WHAT IS NEEDED
Restate exactly the lines of the entries below, beginning with the first and ending with the line that holds "import React from". Pictures are not copied.

[Entries with page source code]
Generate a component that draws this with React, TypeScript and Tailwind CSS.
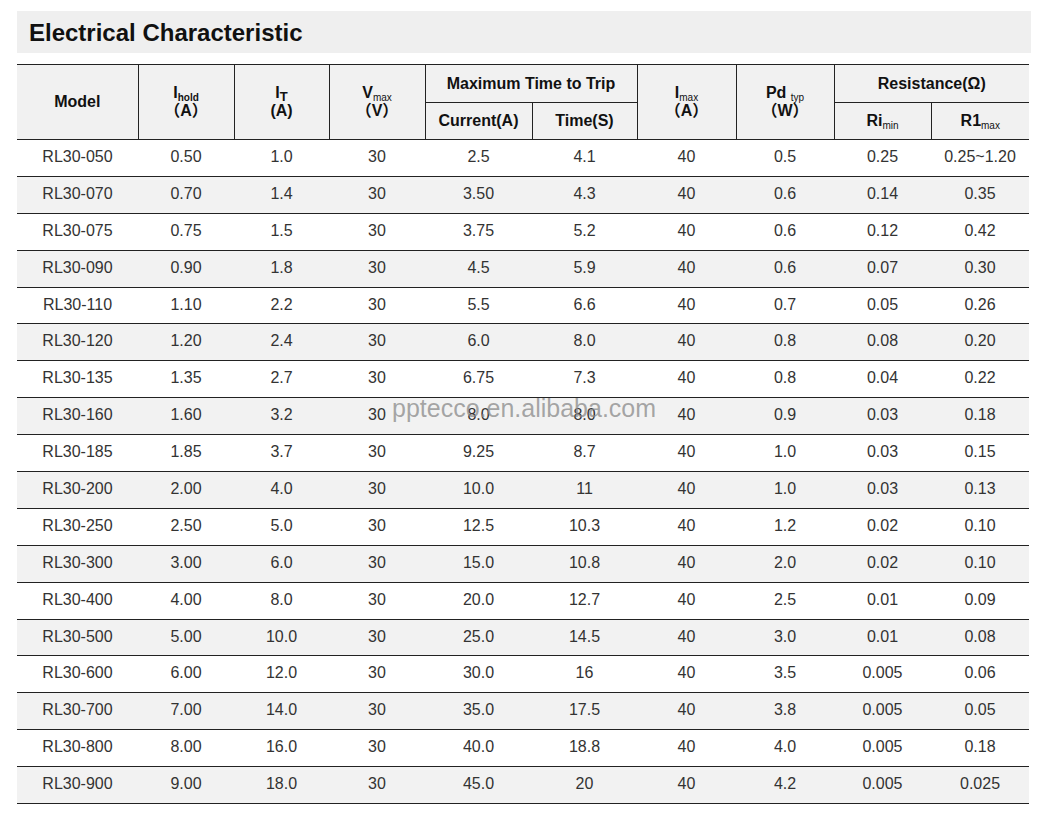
import React from "react";

const rows: string[][] = [
  ["RL30-050", "0.50", "1.0", "30", "2.5", "4.1", "40", "0.5", "0.25", "0.25~1.20"],
  ["RL30-070", "0.70", "1.4", "30", "3.50", "4.3", "40", "0.6", "0.14", "0.35"],
  ["RL30-075", "0.75", "1.5", "30", "3.75", "5.2", "40", "0.6", "0.12", "0.42"],
  ["RL30-090", "0.90", "1.8", "30", "4.5", "5.9", "40", "0.6", "0.07", "0.30"],
  ["RL30-110", "1.10", "2.2", "30", "5.5", "6.6", "40", "0.7", "0.05", "0.26"],
  ["RL30-120", "1.20", "2.4", "30", "6.0", "8.0", "40", "0.8", "0.08", "0.20"],
  ["RL30-135", "1.35", "2.7", "30", "6.75", "7.3", "40", "0.8", "0.04", "0.22"],
  ["RL30-160", "1.60", "3.2", "30", "8.0", "8.0", "40", "0.9", "0.03", "0.18"],
  ["RL30-185", "1.85", "3.7", "30", "9.25", "8.7", "40", "1.0", "0.03", "0.15"],
  ["RL30-200", "2.00", "4.0", "30", "10.0", "11", "40", "1.0", "0.03", "0.13"],
  ["RL30-250", "2.50", "5.0", "30", "12.5", "10.3", "40", "1.2", "0.02", "0.10"],
  ["RL30-300", "3.00", "6.0", "30", "15.0", "10.8", "40", "2.0", "0.02", "0.10"],
  ["RL30-400", "4.00", "8.0", "30", "20.0", "12.7", "40", "2.5", "0.01", "0.09"],
  ["RL30-500", "5.00", "10.0", "30", "25.0", "14.5", "40", "3.0", "0.01", "0.08"],
  ["RL30-600", "6.00", "12.0", "30", "30.0", "16", "40", "3.5", "0.005", "0.06"],
  ["RL30-700", "7.00", "14.0", "30", "35.0", "17.5", "40", "3.8", "0.005", "0.05"],
  ["RL30-800", "8.00", "16.0", "30", "40.0", "18.8", "40", "4.0", "0.005", "0.18"],
  ["RL30-900", "9.00", "18.0", "30", "45.0", "20", "40", "4.2", "0.005", "0.025"],
];

const widths = ["w-[121px]", "w-[96px]", "w-[95px]", "w-[96px]", "w-[107px]", "w-[105px]", "w-[99px]", "w-[98px]", "w-[97px]", "w-[98px]"];

const th = "border border-[#222] bg-[#f1f1f1] font-bold text-[16px] leading-[18px] text-[#111] text-center align-middle";
const sub = "text-[10px] leading-none font-normal align-[-3px]";

export default function App() {
  return (
    <div
      className="relative min-h-[817px] bg-white pt-[11px] pl-[17px]"
      style={{ fontFamily: '"Liberation Sans", Arial, "Noto Sans CJK SC", sans-serif' }}
    >
      {/* Title */}
      <div className="w-[1014px] h-[42px] bg-[#efefef] flex items-center pl-[12px] pt-[2px]">
        <h1 className="text-[24px] font-bold text-[#111]">Electrical Characteristic</h1>
      </div>

      <table className="mt-[11px] w-[1012px] border-collapse table-fixed">
        <colgroup>
          {widths.map((w, i) => (
            <col key={i} className={w} />
          ))}
        </colgroup>
        <thead>
          <tr className="h-[38px]">
            <th rowSpan={2} className={th + " border-l-0"}>Model</th>
            <th rowSpan={2} className={th}>
              <div className="h-[18px]">I<span className="text-[10px] leading-none align-[-3px]">hold</span></div>
              <div>（A）</div>
            </th>
            <th rowSpan={2} className={th}>
              <div className="h-[18px]">I<span className="text-[13px] leading-none align-[-3px]">T</span></div>
              <div>(A)</div>
            </th>
            <th rowSpan={2} className={th}>
              <div className="h-[18px]">V<span className={sub}>max</span></div>
              <div>（V）</div>
            </th>
            <th colSpan={2} className={th}>Maximum Time to Trip</th>
            <th rowSpan={2} className={th}>
              <div className="h-[18px]">I<span className={sub}>max</span></div>
              <div>（A）</div>
            </th>
            <th rowSpan={2} className={th}>
              <div className="h-[18px]">Pd <span className={sub}>typ</span></div>
              <div>（W）</div>
            </th>
            <th colSpan={2} className={th + " border-r-0"}>Resistance(Ω)</th>
          </tr>
          <tr className="h-[37px]">
            <th className={th}>Current(A)</th>
            <th className={th}>Time(S)</th>
            <th className={th}>
              Ri<span className={sub}>min</span>
            </th>
            <th className={th + " border-r-0"}>
              R1<span className={sub}>max</span>
            </th>
          </tr>
        </thead>
        <tbody>
          {rows.map((r, i) => (
            <tr key={r[0]} className={"h-[36.9px] border-b border-[#222] " + (i % 2 === 1 ? "bg-[#f2f2f2]" : "bg-white")}>
              {r.map((c, j) => (
                <td key={j} className="text-center align-middle text-[16px] text-[#333] pb-[2px]">
                  {c}
                </td>
              ))}
            </tr>
          ))}
        </tbody>
      </table>

      {/* watermark laid over the table */}
      <div className="absolute left-[392px] top-[396px] text-[25px] leading-none text-[#8a8a8a]/75 pointer-events-none">
        pptecco.en.alibaba.com
      </div>
    </div>
  );
}
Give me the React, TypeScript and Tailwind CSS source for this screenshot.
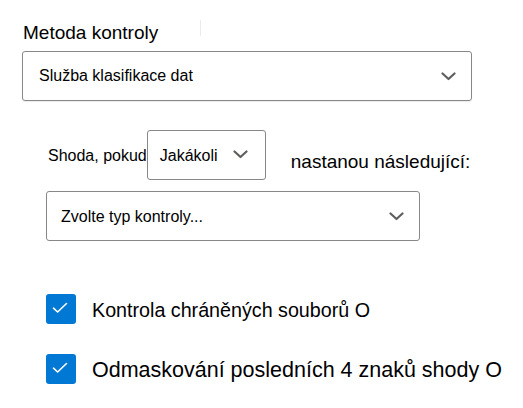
function Chevron() {
    return (
        <svg width="15" height="9" viewBox="0 0 15 9" className="shrink-0">
            <path d="M1.5 1.5 L7.5 7 L13.5 1.5" fill="none" stroke="#605e5c" strokeWidth="2.2" strokeLinecap="round" strokeLinejoin="round" />
        </svg>
    );
}

function Check() {
    return (
        <div className="w-[30px] h-[30px] rounded-[3px] bg-[#0078d4] flex items-center justify-center shrink-0">
            <svg width="16" height="12" viewBox="0 0 16 12" className="-mt-[3px] -ml-[3px]">
                <path d="M1.5 6.2 L5.6 10 L14.5 1.5" fill="none" stroke="#ffffff" strokeWidth="1.6" strokeLinecap="round" strokeLinejoin="round" />
            </svg>
        </div>
    );
}

export default function App() {
    return (
        <div className="w-[523px] h-[408px] bg-white text-black font-['Liberation_Sans',Arial,sans-serif] overflow-hidden">
            <div className="pl-[22px] pt-[21px]">
                {/* Metoda kontroly */}
                <div className="flex items-start h-[24px]">
                    <span className="ml-px text-[19px] leading-[24px]">Metoda kontroly</span>
                    <span className="ml-[42px] mt-[-1px] w-px h-[16px] bg-[#ececec]" />
                </div>
                <div className="mt-[6px] w-[450px] h-[50px] border border-[#8a8886] rounded-[3px] flex items-center justify-between pl-[16px] pr-[15px] shadow-[0_1px_1px_rgba(0,0,0,0.08)]">
                    <span className="text-[16px] leading-[20px]">Služba klasifikace dat</span>
                    <Chevron />
                </div>

                {/* Shoda */}
                <div className="ml-[24px] mt-[29px]">
                    <div className="flex items-start">
                        <span className="ml-[2px] text-[16px] leading-[20px] mt-[16px]">Shoda, pokud</span>
                        <div className="w-[119px] h-[50px] border border-[#8a8886] rounded-[3px] flex items-start justify-between pl-[12px] pr-[17px]">
                            <span className="text-[16px] leading-[20px] mt-[15px]">Jakákoli</span>
                            <span className="mt-[19px]"><Chevron /></span>
                        </div>
                        <span className="ml-[25px] mt-[20px] text-[19px] leading-[24px]">nastanou následující:</span>
                    </div>
                    <div className="mt-[11px] w-[374px] h-[50px] border border-[#8a8886] rounded-[3px] flex items-center justify-between pl-[14px] pr-[15px]">
                        <span className="text-[16px] leading-[20px] mt-[2px]">Zvolte typ kontroly...</span>
                        <Chevron />
                    </div>

                    {/* Checkboxes */}
                    <div className="mt-[53px] flex flex-col gap-[30px]">
                        <div className="flex items-center gap-[16px]">
                            <Check />
                            <span className="text-[19.7px] leading-[24px] mt-[2px]">Kontrola chráněných souborů O</span>
                        </div>
                        <div className="flex items-center gap-[16px]">
                            <Check />
                            <span className="text-[21.5px] leading-[26px] mt-[2px]">Odmaskování posledních 4 znaků shody O</span>
                        </div>
                    </div>
                </div>
            </div>
        </div>
    );
}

ANSWER TO THIS TASK
Generate a component that draws this with React, TypeScript and Tailwind CSS.
import React from "react";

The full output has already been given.